In 1924, the Student Government Association (SGA) was founded to serve as the united voice of the undergraduate student body at Northeastern. SGA, on its very own website, claims that “every undergraduate student is considered a part of SGA,” and students are encouraged to participate and let their voices be heard. The direct election of the SGA president was designed and implemented last year to give the student body a voice and the power to elect their leadership.
The majority of the senators in SGA agree and work toward that mission. They care about the student body and listen for the opinions of the students. They are in SGA for the right reasons, and are great student leaders who I am proud and honored to have worked alongside.

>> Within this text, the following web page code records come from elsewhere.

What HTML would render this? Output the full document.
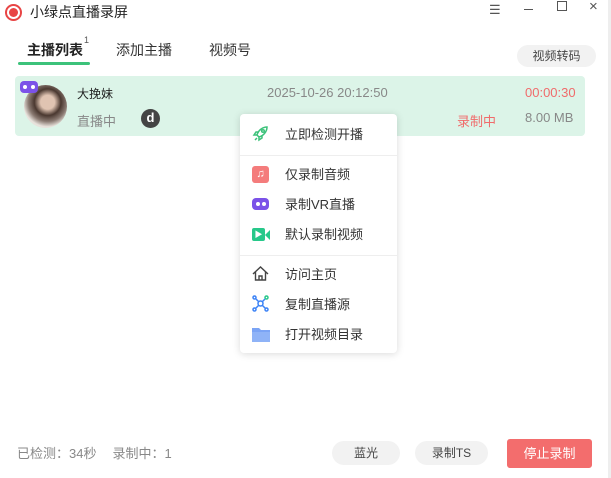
<!DOCTYPE html>
<html><head><meta charset="utf-8"><style>
*{margin:0;padding:0;box-sizing:border-box}
body{width:611px;height:478px;background:#fff;font-family:"Liberation Sans","Noto Sans CJK SC",sans-serif;position:relative;overflow:hidden;color:#222}
.a{position:absolute;white-space:nowrap}
.mi{position:absolute;left:45px;font-size:13px;color:#333}
.ic{position:absolute;left:12px;width:17px;height:17px}
</style></head><body>
<div class="a" style="left:5px;top:4px;width:17px;height:17px;border-radius:50%;border:2px solid #e84545"></div>
<div class="a" style="left:9px;top:8px;width:9px;height:9px;border-radius:50%;background:#e84545"></div>
<div class="a" style="left:30px;top:3px;font-size:14px;line-height:18px">小绿点直播录屏</div>
<div class="a" style="left:489px;top:2px;font-size:13px;color:#555">☰</div>
<div class="a" style="left:524px;top:9px;width:9px;height:1px;background:#555"></div>
<div class="a" style="left:557px;top:1px;width:10px;height:10px;border:1px solid #555"></div>
<div class="a" style="left:589px;top:-2px;font-size:15px;color:#555">×</div>
<div class="a" style="right:0;top:0;width:3px;height:478px;background:#eeeeee"></div>

<div class="a" style="left:27px;top:40px;font-size:14px;font-weight:bold">主播列表</div>
<div class="a" style="left:84px;top:35px;font-size:9px;color:#555">1</div>
<div class="a" style="left:18px;top:62px;width:72px;height:3px;background:#3cc27a;border-radius:2px"></div>
<div class="a" style="left:116px;top:40px;font-size:14px;color:#333">添加主播</div>
<div class="a" style="left:209px;top:40px;font-size:14px;color:#333">视频号</div>
<div class="a" style="left:517px;top:45px;width:79px;height:22px;border-radius:11px;background:#f2f2f2;font-size:12px;color:#444;text-align:center;line-height:22px">视频转码</div>

<div class="a" style="left:15px;top:76px;width:570px;height:60px;background:#dcf4e8;border-radius:4px"></div>
<div class="a" style="left:24px;top:85px;width:43px;height:43px;border-radius:50%;background:radial-gradient(circle at 55% 40%,#e0c4b2 0 20%,#4a3830 38%,#8a7a72 55%,#e8e2dc 70%)"></div>
<div class="a" style="left:20px;top:81px;width:18px;height:12px;border-radius:4px;background:#7b52e8"></div>
<div class="a" style="left:23px;top:85px;width:4px;height:4px;border-radius:50%;background:#fff"></div>
<div class="a" style="left:31px;top:85px;width:4px;height:4px;border-radius:50%;background:#fff"></div>
<div class="a" style="left:77px;top:85px;font-size:12px">大挽妹</div>
<div class="a" style="left:77px;top:111px;font-size:13px;color:#888">直播中</div>
<div class="a" style="left:141px;top:109px;width:19px;height:19px;border-radius:50%;background:#444;color:#fff;font-weight:bold;font-size:13px;text-align:center;line-height:18px">d</div>
<div class="a" style="left:267px;top:85px;font-size:13px;color:#888">2025-10-26 20:12:50</div>
<div class="a" style="left:525px;top:85px;font-size:13px;color:#f06b6b">00:00:30</div>
<div class="a" style="left:457px;top:111px;font-size:13px;color:#f06b6b">录制中</div>
<div class="a" style="left:525px;top:110px;font-size:13px;color:#888">8.00 MB</div>

<div class="a" style="left:240px;top:114px;width:157px;height:239px;background:#fff;border-radius:4px;box-shadow:0 1px 8px rgba(0,0,0,.15)">
 <svg class="ic" style="top:11px" viewBox="0 0 17 17" fill="none" stroke="#3cc27a" stroke-width="1.5"><path d="M15 2C10 2 6 6 5 10l2 2c4-1 8-5 8-10zM5 10l-3 0 2-3 3 0M7 12l0 3 3-2 0-3M3 15l2-2"/><circle cx="11" cy="6" r="1.3"/></svg>
 <div class="mi" style="top:10px">立即检测开播</div>
 <div class="a" style="left:0;top:41px;width:157px;height:1px;background:#eee"></div>
 <div class="ic" style="top:52px;background:#f47c7c;border-radius:3px;color:#fff;font-size:11px;text-align:center;line-height:17px">♫</div>
 <div class="mi" style="top:50px">仅录制音频</div>
 <div class="ic" style="top:84px;height:12px;background:#7b52e8;border-radius:4px"></div>
 <div class="a" style="left:16px;top:88px;width:4px;height:4px;border-radius:50%;background:#fff"></div>
 <div class="a" style="left:22px;top:88px;width:4px;height:4px;border-radius:50%;background:#fff"></div>
 <div class="mi" style="top:80px">录制VR直播</div>
 <div class="ic" style="top:114px;width:13px;height:13px;background:#27c88a;border-radius:2px;color:#fff;font-size:8px;text-align:center;line-height:13px">▶</div>
 <div class="a" style="left:25px;top:116px;width:0;height:0;border-top:5px solid transparent;border-bottom:5px solid transparent;border-right:5px solid #27c88a"></div>
 <div class="mi" style="top:110px">默认录制视频</div>
 <div class="a" style="left:0;top:141px;width:157px;height:1px;background:#eee"></div>
 <svg class="ic" style="top:151px" viewBox="0 0 17 17" fill="none" stroke="#444" stroke-width="1.4"><path d="M1 9L8.5 2 16 9M3.5 7v8h10V7M7 15v-4h3v4"/></svg>
 <div class="mi" style="top:150px">访问主页</div>
 <svg class="ic" style="top:181px" viewBox="0 0 17 17" fill="none" stroke="#3b82f6" stroke-width="1.5"><circle cx="8.5" cy="8.5" r="2.5"/><circle cx="2.5" cy="2.5" r="1.5"/><circle cx="14.5" cy="2.5" r="1.5" stroke="#27c88a"/><circle cx="2.5" cy="14.5" r="1.5"/><circle cx="14.5" cy="14.5" r="1.5"/><path d="M4 4l3 3M13 4l-3 3M4 13l3-3M13 13l-3-3"/></svg>
 <div class="mi" style="top:180px">复制直播源</div>
 <svg class="ic" style="top:212px;width:18px" viewBox="0 0 18 17"><path d="M0 2h7l2 2h9v12H0z" fill="#7ba4f5"/><rect x="0" y="6" width="18" height="10" fill="#8fb3f7"/></svg>
 <div class="mi" style="top:210px">打开视频目录</div>
</div>

<div class="a" style="left:17px;top:443px;font-size:13px;color:#888">已检测：34秒<span style="display:inline-block;width:16px"></span>录制中：1</div>
<div class="a" style="left:332px;top:441px;width:68px;height:24px;border-radius:12px;background:#f2f2f2;font-size:12px;color:#444;text-align:center;line-height:24px">蓝光</div>
<div class="a" style="left:415px;top:441px;width:73px;height:24px;border-radius:12px;background:#f2f2f2;font-size:12px;color:#444;text-align:center;line-height:24px">录制TS</div>
<div class="a" style="left:507px;top:439px;width:85px;height:29px;border-radius:3px;background:#f36d6d;font-size:13px;color:#fff;text-align:center;line-height:29px">停止录制</div>
</body></html>
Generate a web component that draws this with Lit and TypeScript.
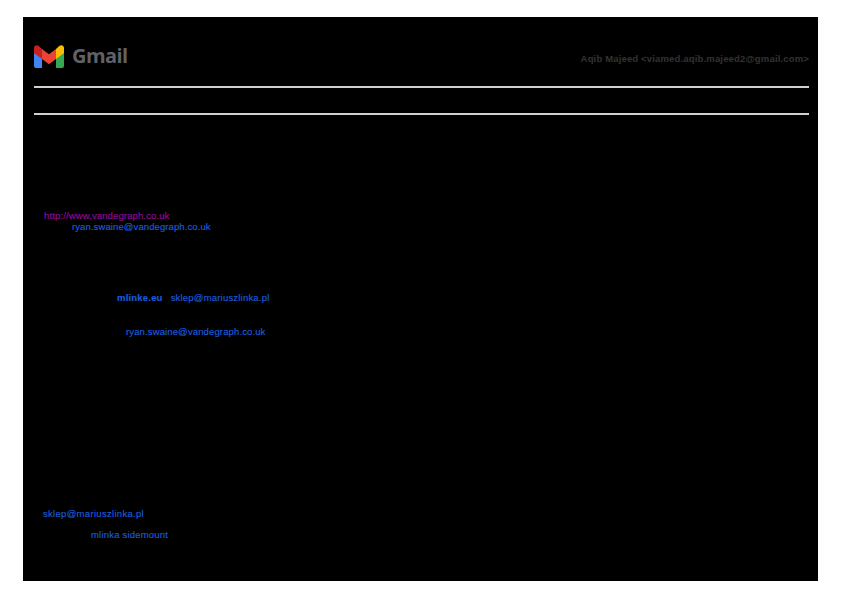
import { LitElement, html, css } from "lit";
import { customElement } from "lit/decorators.js";

@customElement("app-root")
export class AppRoot extends LitElement {
  static styles = css`
    :host { display: block; width: 842px; height: 595px; background: #fff; overflow: hidden; font-family: "Liberation Sans", Arial, sans-serif; }
    .page { box-sizing: border-box; margin: 17px 0 0 23px; width: 795px; height: 564px; background: #000; padding: 0 9px 0 11px; display: flex; flex-direction: column; }
    .header { height: 70px; display: flex; align-items: center; justify-content: space-between; padding-top: 10px; box-sizing: border-box; }
    .brand { display: flex; align-items: center; gap: 8px; margin-top: -2px; }
    .word { font-family: "Open Sans", sans-serif; font-size: 20px; font-weight: 700; color: #5f6368; line-height: 26px; letter-spacing: -0.6px; }
    .who { font-size: 9.5px; font-weight: 700; color: #333; letter-spacing: 0.16px; line-height: 12px; margin-top: 3px; }
    .rule { height: 2px; background: #d0d0d0; margin-top: -1px; margin-bottom: 1px; }
    .gap { height: 25px; }
    .line { font-size: 9.5px; line-height: 11px; height: 11px; color: #1a5cdc; letter-spacing: 0.1px; white-space: nowrap; -webkit-text-stroke: 0.15px currentColor; }
    .visited { color: #900a9a; margin: 94px 0 0 10px; letter-spacing: 0.13px; }
    .a2 { margin-left: 38px; }
    .a3 { margin: 60px 0 0 83px; display: flex; gap: 8px; letter-spacing: 0.2px; }
    .a3 b { font-weight: 700; }
    .a4 { margin: 23px 0 0 92px; letter-spacing: 0.13px; }
    .a5 { margin: 171px 0 0 9px; letter-spacing: 0.3px; }
    .a6 { margin: 10px 0 0 57px; letter-spacing: 0.2px; }
  `;

  render() {
    return html`<div class="page">
      <div class="header">
        <div class="brand">
          <svg width="30" height="23" viewBox="0 0 30 23" aria-hidden="true">
            <path fill="#4285f4" d="M0 6v15a2 2 0 0 0 2 2h6V11z"/>
            <path fill="#34a853" d="M22 11v12h6a2 2 0 0 0 2-2V6z"/>
            <path fill="#c5221f" d="M0 3v5l8 6V4L4.500.8C2.500-.7 0 .5 0 3z"/>
            <path fill="#ea4335" d="M8 14V4l7 5.200L22 4v10l-7 5.200z"/>
            <path fill="#fbbc04" d="M22 4v10l8-6V3c0-2.500-2.500-3.700-4.500-2.200z"/>
          </svg>
          <span class="word">Gmail</span>
        </div>
        <span class="who">Aqib Majeed &lt;viamed.aqib.majeed2@gmail.com&gt;</span>
      </div>
      <div class="rule"></div>
      <div class="gap"></div>
      <div class="rule"></div>
      <div class="line visited">http://www.vandegraph.co.uk</div>
      <div class="line a2">ryan.swaine@vandegraph.co.uk</div>
      <div class="line a3"><b>mlinke.eu</b><span>sklep@mariuszlinka.pl</span></div>
      <div class="line a4">ryan.swaine@vandegraph.co.uk</div>
      <div class="line a5">sklep@mariuszlinka.pl</div>
      <div class="line a6">mlinka sidemount</div>
    </div>`;
  }
}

Unfortunately, there are senators in SGA who want to take the choice away from the student body. These senators are the ones who hope that the direct elections process will fail and that SGA will not achieve the 20 percent vote required for a valid election, sending the decision back to the Joint Senate and disenfranchising the more than 2,100 students who already have cast their votes. In an effort to avoid such a situation, I have suggested and will make a motion at the Joint Senate to override the Direct Elections Manual and allow the student body’s vote to count regardless of the 20 percent threshold.
I have been told by fellow Senators that they intend to object to the motion. Rather than allow 3,000 votes to decide the election – or even 2,000 – these Senators want 50 votes to be the deciding factor. Could it be that these Senators want this because they feel more powerful being 1 of 50 than being 1 of 3,000?
Should the direct election be derailed or fail this year, it will likely mark the end of direct elections for a long time. If students end up seeing that the students’ votes didn’t matter this year, what incentive will they have to vote next year?
And how can SGA call itself an advocate of the student body and encourage participation when it hides — or attempts to hide – matters, where no student privacy concerns exist, behind the veil of an executive session? By doing this, no students-at-large can give their input on these matters, nor are they even able to properly hear about the proceedings? In the past week SGA held almost an entire Rules Committee meeting in executive session and there was an attempt, which luckily failed, to hold the motion to block Senator Dan Kamyck’s nomination in an executive session.
As someone who has served in the SGA for the greater part of my time here at Northeastern, it frustrates me to see this happening. It frustrates me that some in the SGA ignore calls for transparency, like an August 2006 editorial in The News calling for the SGA to “let the light of public scrutiny shine.”
The solution to this problem is not found within the SGA. As I and other Senators have found, changing the mentality of some in the SGA is not always easily done from the inside. The solution lies on the outside – with the student body SGA represents.
Only by students calling upon SGA to hold itself open and accountable will SGA be forced to keep a higher standard of openness. When SGA hides votes behind the veil of executive session, it is impossible for students to hold their representatives accountable because no record is kept or made available of which way a given senator voted. Some senators like their votes not being public – they like denying their constituents the opportunity to hold them accountable. I don’t. Talk to any of my constituents, and they will tell you that I have never been afraid to have any vote made public, and that if asked, I can give a detailed explanation as to why I voted in one direction or another and that the explanation almost always includes voting based on how my constituency felt, not how I personally felt.
I ask the student body to call upon SGA and to call upon the individual Senators who represent them to push for a greater level of transparency and openness in the Association. Tell your Senators not to hold proceedings in executive session, and tell them you want your voice and your votes to decide who will be the next student body president, and not the voice and vote of a 50-person Joint Senate.
– Matt Soleyn is a middler marketing and information science major and an SGA senator.